Sur-extension : le mot ‘chien’ est utilisé pour tous les animaux à quatre pattes ; le mot ‘balle’ est utilisé pour tous les objets ronds.

Sous-extension : le mot ‘soulier’ est uniquement utilisé pour les souliers de maman ; le mot ‘chien’ est uniquement utilisé pour les grands chiens noirs.

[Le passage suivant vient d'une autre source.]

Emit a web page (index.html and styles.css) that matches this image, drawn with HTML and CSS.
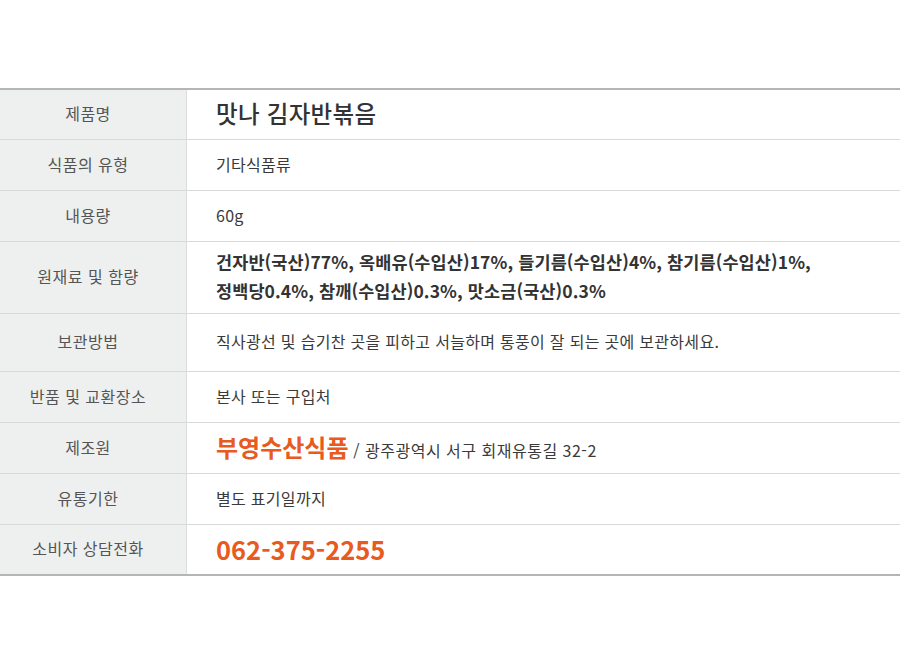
FILE: index.html
```html
<!DOCTYPE html>
<html lang="ko">
<head>
<meta charset="utf-8">
<link rel="stylesheet" href="styles.css">
</head>
<body>
<div class="page">
  <table class="info">
    <tr class="r50">
      <th>제품명</th>
      <td class="title">맛나 김자반볶음</td>
    </tr>
    <tr class="r51">
      <th>식품의 유형</th>
      <td>기타식품류</td>
    </tr>
    <tr class="r51">
      <th>내용량</th>
      <td>60g</td>
    </tr>
    <tr class="r72">
      <th>원재료 및 함량</th>
      <td class="ingr">건자반(국산)77%, 옥배유(수입산)17%, 들기름(수입산)4%, 참기름(수입산)1%,<br>정백당0.4%, 참깨(수입산)0.3%, 맛소금(국산)0.3%</td>
    </tr>
    <tr class="r58">
      <th>보관방법</th>
      <td>직사광선 및 습기찬 곳을 피하고 서늘하며 통풍이 잘 되는 곳에 보관하세요.</td>
    </tr>
    <tr class="r51">
      <th>반품 및 교환장소</th>
      <td>본사 또는 구입처</td>
    </tr>
    <tr class="r51">
      <th>제조원</th>
      <td><span class="maker">부영수산식품</span> <span class="addr">/ 광주광역시 서구 회재유통길 32-2</span></td>
    </tr>
    <tr class="r51">
      <th>유통기한</th>
      <td>별도 표기일까지</td>
    </tr>
    <tr class="r51 last">
      <th>소비자 상담전화</th>
      <td class="phone">062-375-2255</td>
    </tr>
  </table>
</div>
</body>
</html>
```

FILE: styles.css
```css
html, body {
  margin: 0;
  padding: 0;
  background: #fff;
}
.page {
  width: 900px;
  padding-top: 88px;
  font-family: "Noto Sans CJK KR", "Noto Sans", sans-serif;
}
.info {
  width: 900px;
  border-collapse: collapse;
  border-top: 2px solid #b5b5b5;
  border-bottom: 2px solid #b5b5b5;
  table-layout: fixed;
}
.info th {
  width: 176px;
  background: #eef0ef;
  border-right: 1px solid #dcdcdc;
  border-bottom: 1px solid #d9d9d9;
  font-weight: 400;
  font-size: 16px;
  letter-spacing: 0.5px;
  color: #555;
  text-align: center;
  padding: 0 10px 2px 0;
}
.info td {
  border-bottom: 1px solid #d9d9d9;
  padding: 0 0 2px 29px;
  font-size: 16px;
  letter-spacing: 0.3px;
  color: #3a3a3a;
  text-align: left;
}
.info tr.last th, .info tr.last td {
  border-bottom: none;
}
.r50 { height: 50px; }
.r51 { height: 51px; }
.r72 { height: 72px; }
.r58 { height: 58px; }
.info td.title {
  font-size: 23.5px;
  font-weight: 500;
  letter-spacing: 0.3px;
  color: #333;
}
.info td.ingr {
  font-size: 17.5px;
  font-weight: 700;
  line-height: 29px;
  letter-spacing: 0.1px;
  color: #333;
}
.maker {
  font-size: 24px;
  font-weight: 700;
  letter-spacing: 0;
  color: #e85a1e;
}
.info td.phone {
  font-size: 25.5px;
  font-weight: 700;
  letter-spacing: 0;
  color: #e85a1e;
}
.addr {
  letter-spacing: 0.5px;
}
```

Ces sous- et sur-extensions surviennent parce que l’enfant ne retient dans son concept qu’une partie des traits attachés au même concept par l’adulte. Dans l’exemple du mot ‘chien’ utilisé pour tous les animaux à quatre pattes, l’enfant ne considérera donc que ce trait, mais pas le fait ‘qu’il aboie’, ‘qu’il peut être tenu en laisse’, ‘qu’il vit dans une niche’, etc. bref toute une série de caractéristiques associées à la catégorie ‘chien’.

Si identifier les caractéristiques qui font qu’un objet est un objet est une tâche complexe en soi, une autre, préalablement à celle-ci, revêt toute son importance dans le développement lexical de l’enfant, à savoir : identifier à quoi fait référence le mot qui vient d’être prononcé. Les premiers signes de compréhension associée à une capacité de représentation seraient déjà présents vers huit à dix mois. Cependant, le processus de référence est fondamentalement ambigu.

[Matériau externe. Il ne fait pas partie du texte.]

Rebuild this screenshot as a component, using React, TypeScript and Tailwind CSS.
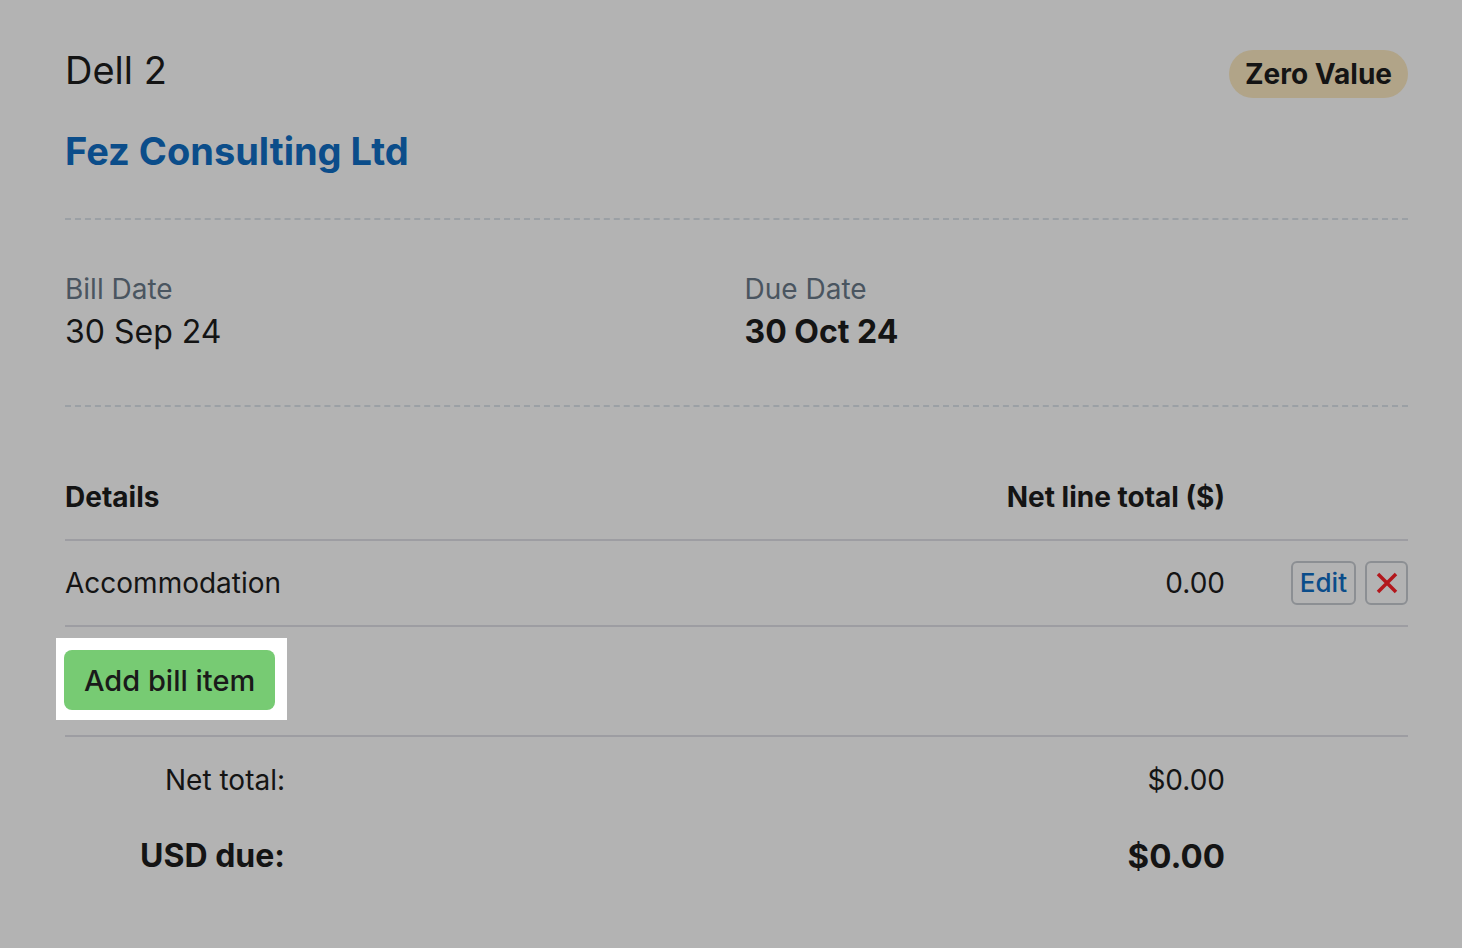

L’apprentissage du lexique ne se fait généralement pas en nommant des objets isolés hors contexte. Cela peut éventuellement se faire lorsqu’on feuillette un imagier avec un jeune enfant, mais cela ne représente pas la majorité des situations d’apprentissage. Et, même dans ces cas-là, une ambiguïté peut subsister. Concrètement, imaginons que l’adulte désigne une entité couchée sous un arbre en disant ‘chat’. Que représente le mot ‘chat’ ? L’entièreté de l’animal ? Une partie de celui-ci ? Le fait que l’animal soit couché sous l’arbre ? Ou encore une autre caractéristique de la scène ? En fait, l’enfant qui entend prononcer un mot dans un contexte particulier doit déduire à partir de tous les éléments de la scène qui se proposent à lui l’entité à laquelle se réfère le mot. De nombreuses recherches, principalement menées dans les années 1980-1990, suggèrent que l’enfant fait des hypothèses qui réduisent le nombre de candidats possibles correspondant au mot prononcé. Ces hypothèses le guideront ultérieurement dans la généralisation de ce nouveau mot à d’autres entités similaires. Parmi ces hypothèses on retiendra plus particulièrement :

  • la contrainte de l’objet total : l’enfant fait l’hypothèse que le nouveau mot entendu s’applique à l’objet dans sa globalité plutôt qu’à une de ses caractéristiques comme la taille ou la couleur (Landau, 1994) ;
  • le principe d’exclusivité mutuelle : l’enfant fait l’hypothèse que le nouveau mot entendu s’applique à un objet dont il ne connait pas le nom plutôt qu’à un objet dont il connait déjà le nom (Markman, 1989). On voit tout de suite ici l’impact que cela peut avoir sur le développement bilingue de l’enfant qui doit attribuer deux étiquettes verbales à un seul et même objet. Nous y reviendrons dans ce qui suit.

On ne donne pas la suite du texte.